'Carnage' delivers with a disturbing portrait of humanity

Carnage is one of those rare films that is able to tactfully weave humor into uncomfortable and sometimes depressing situations. When it wants us to laugh, we laugh. When it wants us to cringe, we do that too. At the same time, it reveals a lot about us as men and women, as parents and children, and as couples and individuals. Despite the title, this film is not some kind of Shakespearean tragedy that climaxes in a bloodbath that kills everybody. It is not about carnage of the body but of the mind, heart and soul.
In Carnage, Penelope Longstreet (Jodie Foster, The Silence of the Lambs) and Michael Longstreet (John C. Reilly, Chicago) have a son whose teeth are knocked out in a schoolyard fight. When Nancy Cowan (Kate Winslet, Titanic) and Alan Cowan (Christoph Waltz, Inglourious Basterds) find out their son was on the other end of the fight, they go to the Longstreets' apartment to make amends. The boys are gone, so their parents have to settle the conflict themselves. The Longstreets are an upper-middle-class family without flashy occupations. The Cowans, on the other hand, are wealthy and carry a subtle sense of entitlement. We can already feel some uncomfortable tension brewing between the families.
When they start discussing the fight, the tension and discomfort only get stronger. From this point, most films would follow the cliche conflict-resolution route: The tension turns into heated argument, the heated argument turns into hurtful words and name-calling, the adults realize their own childish behavior and finally, the couples become best friends. Not this film. With each word another layer of pretentiousness is stripped away, and by the end, each character reveals the ugliness at his or her core. Carnage is an emotional roller coaster in freefall.
Writer and director Roman Polanski (The Pianist) and writer Yasmina Reza (who wrote the play God of Carnage, the basis for this film) deserve praise for making a film that accurately reflects real life instead of trying to be a crowd-pleaser. Carnage shows our vulnerability: Both men and women obsess over the most insignificant things. In the midst of arguing, parents can be more immature than their own kids, even if it's about the well-being of those kids. The most well-mannered people in public are often the cruelest in private, while the rudest people in public are often simply the more honest.
Carnage has well-timed jokes to alleviate the discomfort of brutally honest character portrayals. Throughout the film, any tense argument is interrupted by calls from Alan's boss. We find out that Alan is a lawyer defending a company that is selling potentially fatal high-blood-pressure medication. Later, Michael gets a call from his mother and finds out she is taking that blood-pressure medication. Michael hounds Alan until he explains that his own company's medication could kill her. About an hour into the film, Alan's phone is broken. While the men work tirelessly to fix it, the women point and laugh at their husbands' obsession with material things.
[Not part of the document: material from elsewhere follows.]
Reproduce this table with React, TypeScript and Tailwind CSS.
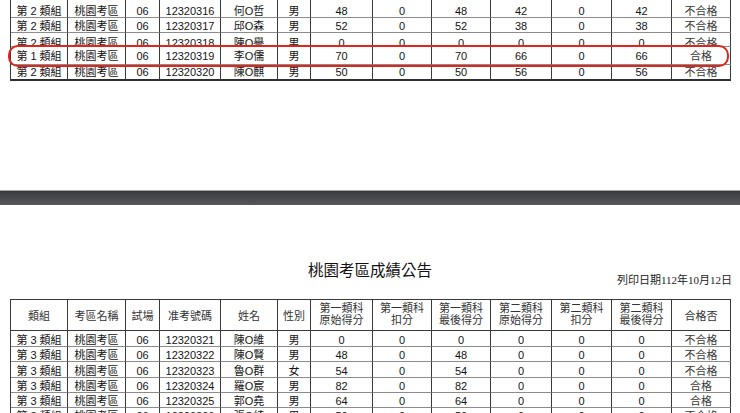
import clsx from 'clsx'
import type { ReactNode } from 'react'

const COLS = 'grid grid-cols-[57px_58px_34px_61px_57px_33px_62px_59px_59px_61px_60px_60px_59px]'
const SANS = "[font-family:'Liberation_Sans','Noto_Sans_CJK_TC',sans-serif]"
const MING = "[font-family:'Liberation_Serif','Noto_Sans_CJK_TC',serif]"

const topRows = [
  { h: 'h-[18px]', pt: 'pt-[5px]', cells: ['第 2 類組', '桃園考區', '06', '12320316', '何O哲', '男', '48', '0', '48', '42', '0', '42', '不合格'] },
  { h: 'h-[15px]', pt: 'pt-[2px]', cells: ['第 2 類組', '桃園考區', '06', '12320317', '邱O森', '男', '52', '0', '52', '38', '0', '38', '不合格'] },
  { h: 'h-[14px]', pt: 'pt-[4px]', cells: ['第 2 類組', '桃園考區', '06', '12320318', '陳O譽', '男', '0', '0', '0', '0', '0', '0', '不合格'] },
  { h: 'h-[18px]', pt: 'pt-[3px]', cells: ['第 1 類組', '桃園考區', '06', '12320319', '李O儒', '男', '70', '0', '70', '66', '0', '66', '合格'] },
  { h: 'h-[16px]', pt: 'pt-[1px]', cells: ['第 2 類組', '桃園考區', '06', '12320320', '陳O麒', '男', '50', '0', '50', '56', '0', '56', '不合格'], last: true },
]

const bottomRows = [
  { h: 'h-[16px]', pt: 'pt-[3px]', cells: ['第 3 類組', '桃園考區', '06', '12320321', '陳O維', '男', '0', '0', '0', '0', '0', '0', '不合格'] },
  { h: 'h-[15px]', pt: 'pt-[2px]', cells: ['第 3 類組', '桃園考區', '06', '12320322', '陳O賢', '男', '48', '0', '48', '0', '0', '0', '不合格'] },
  { h: 'h-[16px]', pt: 'pt-[3px]', cells: ['第 3 類組', '桃園考區', '06', '12320323', '魯O群', '女', '54', '0', '54', '0', '0', '0', '不合格'] },
  { h: 'h-[15px]', pt: 'pt-[2px]', cells: ['第 3 類組', '桃園考區', '06', '12320324', '羅O宸', '男', '82', '0', '82', '0', '0', '0', '合格'] },
  { h: 'h-[15px]', pt: 'pt-[2px]', cells: ['第 3 類組', '桃園考區', '06', '12320325', '郭O堯', '男', '64', '0', '64', '0', '0', '0', '合格'] },
  { h: 'h-[15px]', pt: 'pt-[2px]', cells: ['第 3 類組', '桃園考區', '06', '12320326', '張O綺', '男', '50', '0', '50', '0', '0', '0', '不合格'] },
]

const headers: (string | [string, string])[] = [
  '類組', '考區名稱', '試場', '准考號碼', '姓名', '性別',
  ['第一類科', '原始得分'], ['第一類科', '扣分'], ['第一類科', '最後得分'],
  ['第二類科', '原始得分'], ['第二類科', '扣分'], ['第二類科', '最後得分'],
  '合格否',
]

function ScoreRow({ cells, h, pt, last }: { cells: string[]; h: string; pt: string; last?: boolean }) {
  return (
    <div className={clsx(COLS, h)}>
      {cells.map((c, i) => (
        <div
          key={i}
          className={clsx(
            'flex justify-center overflow-hidden whitespace-nowrap text-[11px] leading-[13px] border-r border-b border-r-[#3a3a3a]',
            pt,
            last ? 'border-b-2 border-b-[#2e2e2e]' : 'border-b-[#8c8c8c]',
            i === 12 ? clsx(MING, 'text-[#3a3a3a]') : 'text-[#141414]',
          )}
        >
          {c}
        </div>
      ))}
    </div>
  )
}

function HeaderCell({ label }: { label: string | [string, string] }) {
  const two = Array.isArray(label)
  return (
    <div
      className={clsx(
        'flex flex-col items-center justify-center border-r border-b border-r-[#3a3a3a] border-b-[#3a3a3a] text-[11px] text-[#333]',
        MING,
        two ? 'leading-[12px] pb-[2px]' : 'leading-[13px] pt-[3px]',
      )}
    >
      {two ? (
        <>
          <span>{label[0]}</span>
          <span>{label[1]}</span>
        </>
      ) : (
        <span>{label as ReactNode}</span>
      )}
    </div>
  )
}

export default function App() {
  return (
    <div className={clsx('w-[740px] h-[413px] overflow-hidden bg-white', SANS)}>
      {/* 上一頁底部 */}
      <div className="relative h-[190px] overflow-hidden">
        <div className="ml-[10px] w-[721px] border-l border-l-[#3a3a3a]">
          {topRows.map((r, i) => (
            <ScoreRow key={i} {...r} />
          ))}
        </div>
        <div className="absolute left-[8px] top-[45px] h-[22px] w-[721px] rounded-[10px] border-2 border-[#e3241b]" />
      </div>

      {/* 頁面分隔 */}
      <div className="h-[15px] border-t border-t-[#a3a3a3] bg-linear-to-b from-[#3a3b3e] to-[#57585c]" />

      {/* 下一頁 */}
      <div className="h-[208px] overflow-hidden">
        <div className="grid h-[26px] grid-cols-[1fr_auto_1fr] mt-[56px]">
          <div />
          <div className="self-start text-[15.5px] leading-[20px] text-[#111]">桃園考區成績公告</div>
          <div className={clsx('self-end justify-self-end pr-[8px] text-[11px] leading-[14px] text-[#222]', MING)}>
            列印日期112年10月12日
          </div>
        </div>
        <div className="ml-[10px] mt-[12px] w-[721px] border-l border-t border-l-[#3a3a3a] border-t-[#3a3a3a]">
          <div className={clsx(COLS, 'h-[31px]')}>
            {headers.map((l, i) => (
              <HeaderCell key={i} label={l} />
            ))}
          </div>
          {bottomRows.map((r, i) => (
            <ScoreRow key={i} {...r} />
          ))}
        </div>
      </div>
    </div>
  )
}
Carnage only has four important character roles, and except for the first and last minute, the entire movie takes place in the Longstreets' apartment. This type of film lives or dies with its cast, and Polanski could not have chosen four better actors for the job. Reilly is the only established comedic actor, but the others step up and execute the delicate balance between funny and tragic.
In Carnage, the Longstreets and the Cowans talk about the beginnings of their relationships: the hope and optimism they once had. This film shows the failure of hope and optimism in marriages, families and individuals and compresses it into 79 minutes. As someone who witnessed his parents' relationship slowly disintegrate, Carnage hit very close to home for me. There is no "look on the bright side" attitude to this film; you won't leave the theater inspired. Carnage does what most movies are afraid to do: ?It shows truth.